**Task goal**.
All of the lines below are to be transcribed faithfully, with pictures excluded from the copy.

**Data extract**.
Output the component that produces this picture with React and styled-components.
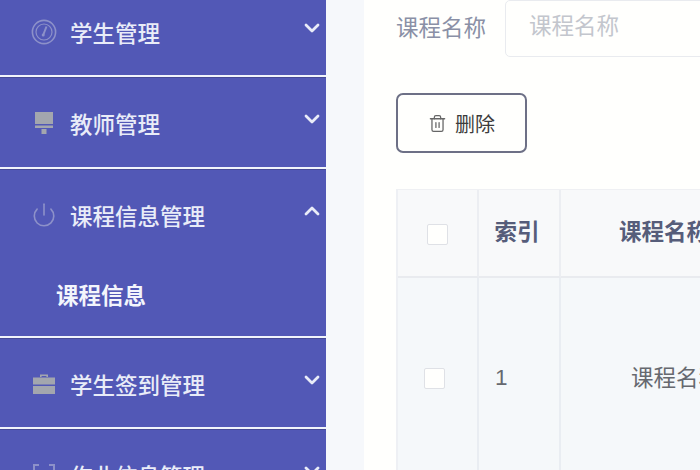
import React from "react"
import styled, { createGlobalStyle } from "styled-components"
import { ChevronDown, ChevronUp, Power, Trash2 } from "lucide-react"

const GlobalStyle = createGlobalStyle`
  html, body {
    margin: 0;
    padding: 0;
    height: 470px;
    overflow: hidden;
    background: #f6f8fb;
    font-family: "Liberation Sans", "Noto Sans CJK SC", sans-serif;
  }
  * {
    box-sizing: border-box;
  }
`

const GaugeIcon = () => (
  <svg width="26" height="26" viewBox="0 0 26 26" fill="none" stroke="#8d91c9" strokeWidth="1.6">
    <circle cx="13" cy="13" r="11.6" />
    <circle cx="13" cy="13" r="8" strokeWidth="1.2" />
    <path d="M15.5 7.5 L12.4 15.5" strokeWidth="2" />
    <circle cx="12.2" cy="16" r="1.5" fill="#8d91c9" stroke="none" />
  </svg>
)

const PodiumIcon = () => (
  <svg width="26" height="26" viewBox="0 0 26 26" fill="#a3a6ae">
    <rect x="4" y="2" width="18" height="12" />
    <rect x="4" y="15.5" width="18" height="2.5" />
    <rect x="10.5" y="19" width="5" height="5" />
  </svg>
)

const BriefcaseIcon = () => (
  <svg width="26" height="26" viewBox="0 0 26 26" fill="#a3a6ae">
    <path d="M9 6 V3.5 H17 V6 H15.4 V5 H10.6 V6 Z" />
    <rect x="2" y="6.5" width="22" height="7" />
    <rect x="2" y="15" width="22" height="8" />
  </svg>
)

const FrameIcon = () => (
  <svg width="26" height="26" viewBox="0 0 26 26" fill="none" stroke="#8d91c9" strokeWidth="2">
    <path d="M8 3 H3 V8 M18 3 H23 V8 M8 23 H3 V18 M18 23 H23 V18" />
  </svg>
)

const menus = [
  { label: "学生管理", icon: <GaugeIcon />, height: 88 },
  { label: "教师管理", icon: <PodiumIcon /> },
  { label: "课程信息管理", icon: <Power size={26} color="#8d91c9" strokeWidth={1.5} />, open: true, children: ["课程信息"] },
  { label: "学生签到管理", icon: <BriefcaseIcon />, height: 89 },
  { label: "作业信息管理", icon: <FrameIcon /> },
]

const App = () => {
  return (
    <Page>
      <GlobalStyle />
      <Sidebar>
        {menus.map(menu => (
          <MenuGroup key={menu.label}>
            <MenuHeader $height={menu.height || 90}>
              <MenuIcon>{menu.icon}</MenuIcon>
              <MenuLabel>{menu.label}</MenuLabel>
              <Arrow>
                {menu.open
                  ? <ChevronUp size={24} strokeWidth={2.8} />
                  : <ChevronDown size={24} strokeWidth={2.8} />}
              </Arrow>
            </MenuHeader>
            {menu.children && menu.children.map(child => (
              <SubItem key={child}>{child}</SubItem>
            ))}
          </MenuGroup>
        ))}
      </Sidebar>
      <Content>
        <Panel>
          <SearchRow>
            <SearchLabel>课程名称</SearchLabel>
            <SearchInput placeholder="课程名称" readOnly />
          </SearchRow>
          <DeleteButton>
            <Trash2 size={19} strokeWidth={1.6} color="#666" />
            删除
          </DeleteButton>
          <Table>
            <HeadCell $check><CheckBox /></HeadCell>
            <HeadCell $shift={4}>索引</HeadCell>
            <HeadCell $pad={58}>课程名称</HeadCell>
            <BodyCell $shift={6}><CheckBox /></BodyCell>
            <BodyCell $pad={16}>1</BodyCell>
            <BodyCell $pad={70} $lift>课程名称</BodyCell>
          </Table>
        </Panel>
      </Content>
    </Page>
  )
}

const Page = styled.div`
  display: flex;
  width: 700px;
  height: 470px;
  overflow: hidden;
`

const Sidebar = styled.nav`
  flex: 0 0 326px;
  margin-top: -13px;
  background: #5258b6;
`

const MenuGroup = styled.div`
  border-bottom: 2px solid #f1f4fb;
  box-shadow: 0 1px 0 #464a96 inset;

  &:last-child {
    border-bottom: 0;
  }
`

const MenuHeader = styled.div`
  display: flex;
  align-items: center;
  height: ${props => props.$height}px;
  padding: 2px 2px 0 31px;
  color: #e9ecf8;
`

const MenuIcon = styled.span`
  display: flex;
  width: 26px;
  height: 26px;
  margin-right: 13px;
`

const MenuLabel = styled.span`
  flex: 1;
  font-size: 22.5px;
  font-weight: 500;
  white-space: nowrap;
`

const Arrow = styled.span`
  display: flex;
  margin-bottom: 8px;
  color: #e9ecf8;
`

const SubItem = styled.div`
  display: flex;
  align-items: center;
  height: 77px;
  padding: 0 0 8px 56px;
  color: #f3f5fc;
  font-size: 22.5px;
  font-weight: 700;
`

const Content = styled.main`
  flex: 1;
  min-width: 0;
  padding-left: 38px;
`

const Panel = styled.section`
  height: 100%;
  padding-left: 32px;
  overflow: hidden;
  background: #fffffd;
`

const SearchRow = styled.div`
  display: flex;
  align-items: center;
  width: 400px;
`

const SearchLabel = styled.label`
  flex: 0 0 109px;
  padding-bottom: 5px;
  color: #8a90a6;
  font-size: 22.5px;
  white-space: nowrap;
`

const SearchInput = styled.input`
  width: 300px;
  height: 57px;
  padding: 0 0 3px 23px;
  border: 1px solid #e9ebef;
  border-radius: 5px;
  outline: none;
  background: #fffffd;
  font-family: inherit;
  font-size: 22.5px;

  &::placeholder {
    color: #c3c6cd;
  }
`

const DeleteButton = styled.button`
  display: flex;
  align-items: center;
  justify-content: center;
  gap: 8px;
  width: 131px;
  height: 60px;
  margin-top: 36px;
  border: 2px solid #6d7086;
  border-radius: 7px;
  background: #fffffd;
  color: #3c3c3c;
  font-family: inherit;
  font-size: 20px;
`

const Table = styled.div`
  display: grid;
  grid-template-columns: 81px 82px 420px;
  grid-template-rows: 88px 200px;
  width: 583px;
  margin-top: 36px;
  border-top: 1px solid #eff0f3;
  border-left: 2px solid #eef0f4;
`

const HeadCell = styled.div`
  display: flex;
  align-items: center;
  justify-content: ${props => (props.$pad ? "flex-start" : "center")};
  padding-left: ${props => props.$pad || 0}px;
  padding-right: ${props => props.$shift || 0}px;
  padding-top: ${props => (props.$check ? 3 : 0)}px;
  padding-bottom: ${props => (props.$check ? 0 : 7)}px;
  border-right: 2px solid #eceef2;
  border-bottom: 2px solid #e9ebef;
  background: #f8f9fa;
  color: #565d7a;
  font-size: 22.5px;
  font-weight: 700;
  white-space: nowrap;
`

const BodyCell = styled.div`
  display: flex;
  align-items: center;
  justify-content: ${props => (props.$pad ? "flex-start" : "center")};
  padding-left: ${props => props.$pad || 0}px;
  padding-right: ${props => props.$shift || 0}px;
  padding-bottom: ${props => (props.$lift ? 4 : 0)}px;
  border-right: 2px solid #e9edf2;
  background: #f5f8fa;
  color: #66696f;
  font-size: 22.5px;
  white-space: nowrap;
`

const CheckBox = styled.span`
  display: block;
  width: 21px;
  height: 21px;
  border: 1.5px solid #dfe1e6;
  border-radius: 2px;
  background: #fffffd;
`

export default App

**Final result**.
Output the component that produces this picture with React and styled-components.
import React from "react"
import styled, { createGlobalStyle } from "styled-components"
import { ChevronDown, ChevronUp, Power, Trash2 } from "lucide-react"

const GlobalStyle = createGlobalStyle`
  html, body {
    margin: 0;
    padding: 0;
    height: 470px;
    overflow: hidden;
    background: #f6f8fb;
    font-family: "Liberation Sans", "Noto Sans CJK SC", sans-serif;
  }
  * {
    box-sizing: border-box;
  }
`

const GaugeIcon = () => (
  <svg width="26" height="26" viewBox="0 0 26 26" fill="none" stroke="#8d91c9" strokeWidth="1.6">
    <circle cx="13" cy="13" r="11.6" />
    <circle cx="13" cy="13" r="8" strokeWidth="1.2" />
    <path d="M15.5 7.5 L12.4 15.5" strokeWidth="2" />
    <circle cx="12.2" cy="16" r="1.5" fill="#8d91c9" stroke="none" />
  </svg>
)

const PodiumIcon = () => (
  <svg width="26" height="26" viewBox="0 0 26 26" fill="#a3a6ae">
    <rect x="4" y="2" width="18" height="12" />
    <rect x="4" y="15.5" width="18" height="2.5" />
    <rect x="10.5" y="19" width="5" height="5" />
  </svg>
)

const BriefcaseIcon = () => (
  <svg width="26" height="26" viewBox="0 0 26 26" fill="#a3a6ae">
    <path d="M9 6 V3.5 H17 V6 H15.4 V5 H10.6 V6 Z" />
    <rect x="2" y="6.5" width="22" height="7" />
    <rect x="2" y="15" width="22" height="8" />
  </svg>
)

const FrameIcon = () => (
  <svg width="26" height="26" viewBox="0 0 26 26" fill="none" stroke="#8d91c9" strokeWidth="2">
    <path d="M8 3 H3 V8 M18 3 H23 V8 M8 23 H3 V18 M18 23 H23 V18" />
  </svg>
)

const menus = [
  { label: "学生管理", icon: <GaugeIcon />, height: 88 },
  { label: "教师管理", icon: <PodiumIcon /> },
  { label: "课程信息管理", icon: <Power size={26} color="#8d91c9" strokeWidth={1.5} />, open: true, children: ["课程信息"] },
  { label: "学生签到管理", icon: <BriefcaseIcon />, height: 89 },
  { label: "作业信息管理", icon: <FrameIcon /> },
]

const App = () => {
  return (
    <Page>
      <GlobalStyle />
      <Sidebar>
        {menus.map(menu => (
          <MenuGroup key={menu.label}>
            <MenuHeader $height={menu.height || 90}>
              <MenuIcon>{menu.icon}</MenuIcon>
              <MenuLabel>{menu.label}</MenuLabel>
              <Arrow>
                {menu.open
                  ? <ChevronUp size={24} strokeWidth={2.8} />
                  : <ChevronDown size={24} strokeWidth={2.8} />}
              </Arrow>
            </MenuHeader>
            {menu.children && menu.children.map(child => (
              <SubItem key={child}>{child}</SubItem>
            ))}
          </MenuGroup>
        ))}
      </Sidebar>
      <Content>
        <Panel>
          <SearchRow>
            <SearchLabel>课程名称</SearchLabel>
            <SearchInput placeholder="课程名称" readOnly />
          </SearchRow>
          <DeleteButton>
            <Trash2 size={19} strokeWidth={1.6} color="#666" />
            删除
          </DeleteButton>
          <Table>
            <HeadCell $check><CheckBox /></HeadCell>
            <HeadCell $shift={4}>索引</HeadCell>
            <HeadCell $pad={58}>课程名称</HeadCell>
            <BodyCell $shift={6}><CheckBox /></BodyCell>
            <BodyCell $pad={16}>1</BodyCell>
            <BodyCell $pad={70} $lift>课程名称</BodyCell>
          </Table>
        </Panel>
      </Content>
    </Page>
  )
}

const Page = styled.div`
  display: flex;
  width: 700px;
  height: 470px;
  overflow: hidden;
`

const Sidebar = styled.nav`
  flex: 0 0 326px;
  margin-top: -13px;
  background: #5258b6;
`

const MenuGroup = styled.div`
  border-bottom: 2px solid #f1f4fb;
  box-shadow: 0 1px 0 #464a96 inset;

  &:last-child {
    border-bottom: 0;
  }
`

const MenuHeader = styled.div`
  display: flex;
  align-items: center;
  height: ${props => props.$height}px;
  padding: 2px 2px 0 31px;
  color: #e9ecf8;
`

const MenuIcon = styled.span`
  display: flex;
  width: 26px;
  height: 26px;
  margin-right: 13px;
`

const MenuLabel = styled.span`
  flex: 1;
  font-size: 22.5px;
  font-weight: 500;
  white-space: nowrap;
`

const Arrow = styled.span`
  display: flex;
  margin-bottom: 8px;
  color: #e9ecf8;
`

const SubItem = styled.div`
  display: flex;
  align-items: center;
  height: 77px;
  padding: 0 0 8px 56px;
  color: #f3f5fc;
  font-size: 22.5px;
  font-weight: 700;
`

const Content = styled.main`
  flex: 1;
  min-width: 0;
  padding-left: 38px;
`

const Panel = styled.section`
  height: 100%;
  padding-left: 32px;
  overflow: hidden;
  background: #fffffd;
`

const SearchRow = styled.div`
  display: flex;
  align-items: center;
  width: 400px;
`

const SearchLabel = styled.label`
  flex: 0 0 109px;
  padding-bottom: 5px;
  color: #8a90a6;
  font-size: 22.5px;
  white-space: nowrap;
`

const SearchInput = styled.input`
  width: 300px;
  height: 57px;
  padding: 0 0 3px 23px;
  border: 1px solid #e9ebef;
  border-radius: 5px;
  outline: none;
  background: #fffffd;
  font-family: inherit;
  font-size: 22.5px;

  &::placeholder {
    color: #c3c6cd;
  }
`

const DeleteButton = styled.button`
  display: flex;
  align-items: center;
  justify-content: center;
  gap: 8px;
  width: 131px;
  height: 60px;
  margin-top: 36px;
  border: 2px solid #6d7086;
  border-radius: 7px;
  background: #fffffd;
  color: #3c3c3c;
  font-family: inherit;
  font-size: 20px;
`

const Table = styled.div`
  display: grid;
  grid-template-columns: 81px 82px 420px;
  grid-template-rows: 88px 200px;
  width: 583px;
  margin-top: 36px;
  border-top: 1px solid #eff0f3;
  border-left: 2px solid #eef0f4;
`

const HeadCell = styled.div`
  display: flex;
  align-items: center;
  justify-content: ${props => (props.$pad ? "flex-start" : "center")};
  padding-left: ${props => props.$pad || 0}px;
  padding-right: ${props => props.$shift || 0}px;
  padding-top: ${props => (props.$check ? 3 : 0)}px;
  padding-bottom: ${props => (props.$check ? 0 : 7)}px;
  border-right: 2px solid #eceef2;
  border-bottom: 2px solid #e9ebef;
  background: #f8f9fa;
  color: #565d7a;
  font-size: 22.5px;
  font-weight: 700;
  white-space: nowrap;
`

const BodyCell = styled.div`
  display: flex;
  align-items: center;
  justify-content: ${props => (props.$pad ? "flex-start" : "center")};
  padding-left: ${props => props.$pad || 0}px;
  padding-right: ${props => props.$shift || 0}px;
  padding-bottom: ${props => (props.$lift ? 4 : 0)}px;
  border-right: 2px solid #e9edf2;
  background: #f5f8fa;
  color: #66696f;
  font-size: 22.5px;
  white-space: nowrap;
`

const CheckBox = styled.span`
  display: block;
  width: 21px;
  height: 21px;
  border: 1.5px solid #dfe1e6;
  border-radius: 2px;
  background: #fffffd;
`

export default App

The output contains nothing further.